# SET TASK
Repeat all of the material below exactly as written, images excluded.

# DATA EXTRACT
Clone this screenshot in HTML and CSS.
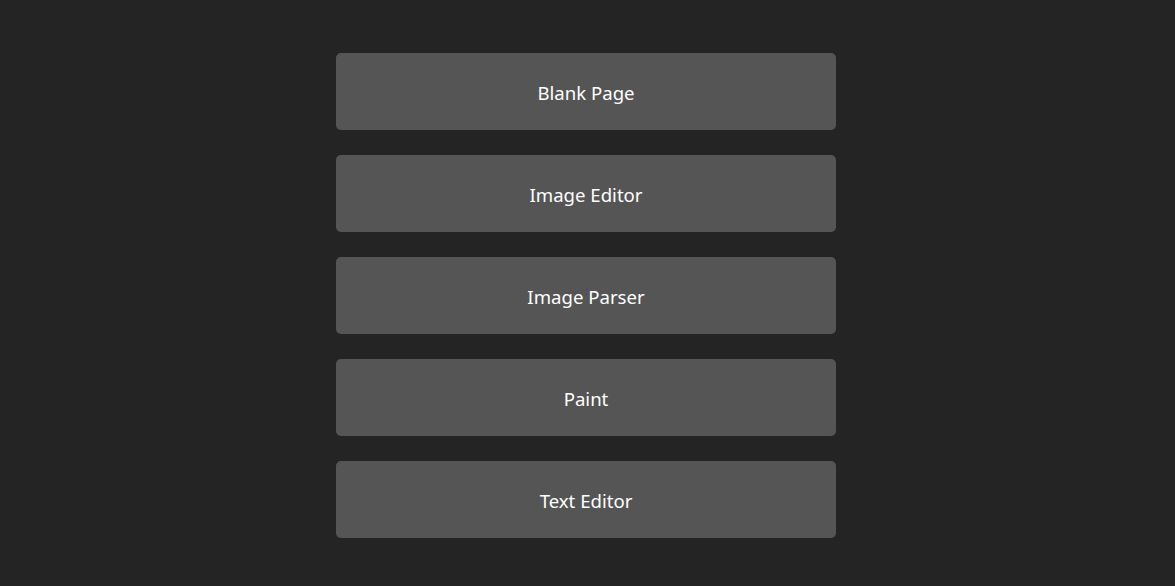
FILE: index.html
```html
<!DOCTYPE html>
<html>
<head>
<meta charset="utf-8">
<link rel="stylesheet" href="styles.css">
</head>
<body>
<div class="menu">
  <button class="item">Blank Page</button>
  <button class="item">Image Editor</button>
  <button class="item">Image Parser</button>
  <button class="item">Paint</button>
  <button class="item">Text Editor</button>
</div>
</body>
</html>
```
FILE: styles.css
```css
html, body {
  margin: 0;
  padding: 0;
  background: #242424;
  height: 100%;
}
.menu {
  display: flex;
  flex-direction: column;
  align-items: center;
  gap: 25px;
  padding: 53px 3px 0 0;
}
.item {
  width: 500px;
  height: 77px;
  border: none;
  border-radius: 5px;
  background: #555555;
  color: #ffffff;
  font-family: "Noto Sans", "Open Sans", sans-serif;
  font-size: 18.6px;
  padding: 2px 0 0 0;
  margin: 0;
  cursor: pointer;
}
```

# EXERCISE RESULT
Clone this screenshot in HTML and CSS.
FILE: index.html
```html
<!DOCTYPE html>
<html>
<head>
<meta charset="utf-8">
<link rel="stylesheet" href="styles.css">
</head>
<body>
<div class="menu">
  <button class="item">Blank Page</button>
  <button class="item">Image Editor</button>
  <button class="item">Image Parser</button>
  <button class="item">Paint</button>
  <button class="item">Text Editor</button>
</div>
</body>
</html>
```
FILE: styles.css
```css
html, body {
  margin: 0;
  padding: 0;
  background: #242424;
  height: 100%;
}
.menu {
  display: flex;
  flex-direction: column;
  align-items: center;
  gap: 25px;
  padding: 53px 3px 0 0;
}
.item {
  width: 500px;
  height: 77px;
  border: none;
  border-radius: 5px;
  background: #555555;
  color: #ffffff;
  font-family: "Noto Sans", "Open Sans", sans-serif;
  font-size: 18.6px;
  padding: 2px 0 0 0;
  margin: 0;
  cursor: pointer;
}
```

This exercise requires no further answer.